Talk to your healthcare provider about any potential side effects you might experience with the Priya Sensor. You should also report any adverse events to Customer Service. Possible side effects may include:
- Vaginal Irritation – The Priya Sensor is made of durable, medical-grade non-absorbent silicone. It should not irritate the inside of your vagina if cleaned and cared for properly. If at any time during your use of the Priya Sensor you experience any discomfort, discontinue use and contact your healthcare provider.
- Vaginal Sensitization – One could have a sensitivity to any substance, but it is extremely rare to have a sensitivity to silicone. Studies indicate that silicone is biocompatible with the body. This is why silicone has been used in healthcare applications for over 50 years. If you do experience skin sensitivity, immediately discontinue use and contact your healthcare provider.
- Vaginal Infection – Vaginal infections should be treated with appropriate antimicrobial therapy before using the Priya System. If a vaginal infection develops during use of the Priya System, then the Priya Sensor should be removed (see Section 5.9), and you should contact your healthcare provider.
- Sensor Removal Difficulty – On rare occasions, the Priya Sensor may adhere to the vaginal wall, making the Priya Sensor removal difficult. Vaginal wall ulceration or erosion should be carefully evaluated. If an ulceration or erosion has occurred, consideration should be given to leaving the Priya Sensor out and not replacing it until healing is complete, in order to prevent the Priya Sensor from adhering to the healing tissue.
If you are unable to remove your Priya Sensor, don't panic. Refer to the instructions for sensor removal in this IFU (Section 5.9 “Removing and Turning Off the Sensor” and Section 11 “Frequently Asked Questions”). It may also be helpful to bear down (like when you are having a bowel movement) to assist with sensor removal. If you continue to have difficulty, call your healthcare provider and schedule an appointment.
Note: it may help to use water-based lubrication gel on your finger for sensor removal.

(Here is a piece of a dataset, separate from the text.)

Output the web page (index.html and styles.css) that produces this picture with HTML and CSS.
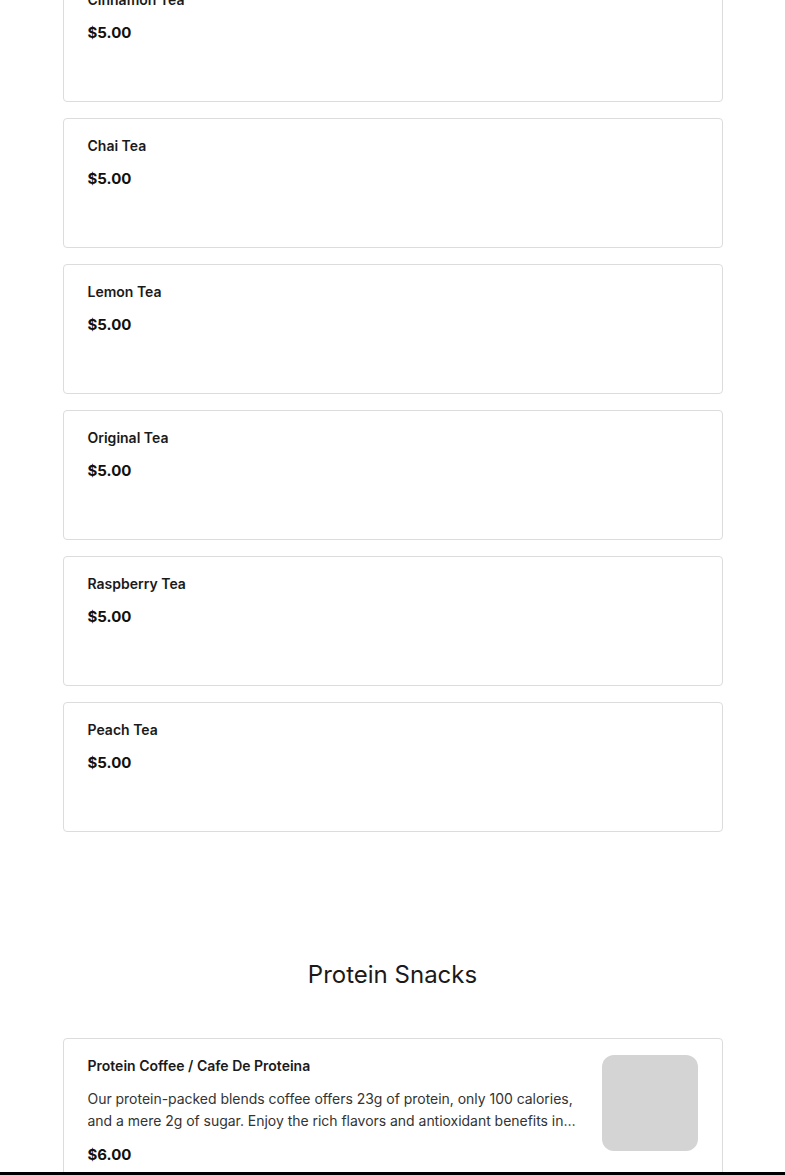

- Toxic Shock Syndrome (TSS) – Although the Priya Sensor is not made of a highly-absorbable material; Toxic Shock Syndrome is a rare condition caused by the bacterium Staphylococcus aureus growing on blood or fluids in the vagina. For this reason, the Priya Sensor should not be worn during your menstrual period. Some of the symptoms are much the same as the flu, but they can become serious. STOP using the Priya Sensor immediately and call your healthcare provider right away if you have the following symptoms:
- sudden high fever (above 102°F or 39°C)
- a sunburn-like rash
- muscle aches
- fainting or feeling faint when standing up
- Expulsion – the Priya Sensor can be accidentally expelled, for example during intercourse, or with straining during a bowel movement. If the Priya Sensor is accidentally expelled, wash your hands, and clean the Priya Sensor according to cleaning instructions (see Section 4) before you re-insert.
- Partner Discomfort – if your partner experiences any discomfort from the Priya Sensor (i.e., penis discomfort or irritation), the Priya Sensor can be removed during intercourse. If the Priya Sensor was removed during intercourse, clean according to cleaning instructions (see Section 4) before you re-insert. To achieve the most accurate fertile window prediction, the sensor should be re-inserted as soon as possible (within 1-2 hours).
- Tampon Use – you should not be wearing a Priya Sensor during your menstrual period, and therefore, you should not be using a tampon at the same time that you’re wearing the Priya Sensor.
- Other Possible Side Effects – this includes foreign body sensation, tissue irritation inside your vagina or cervix, vaginal discharge, and vaginal discomfort. Should you have any concerns about allergies, please consult your physician or dermatologist.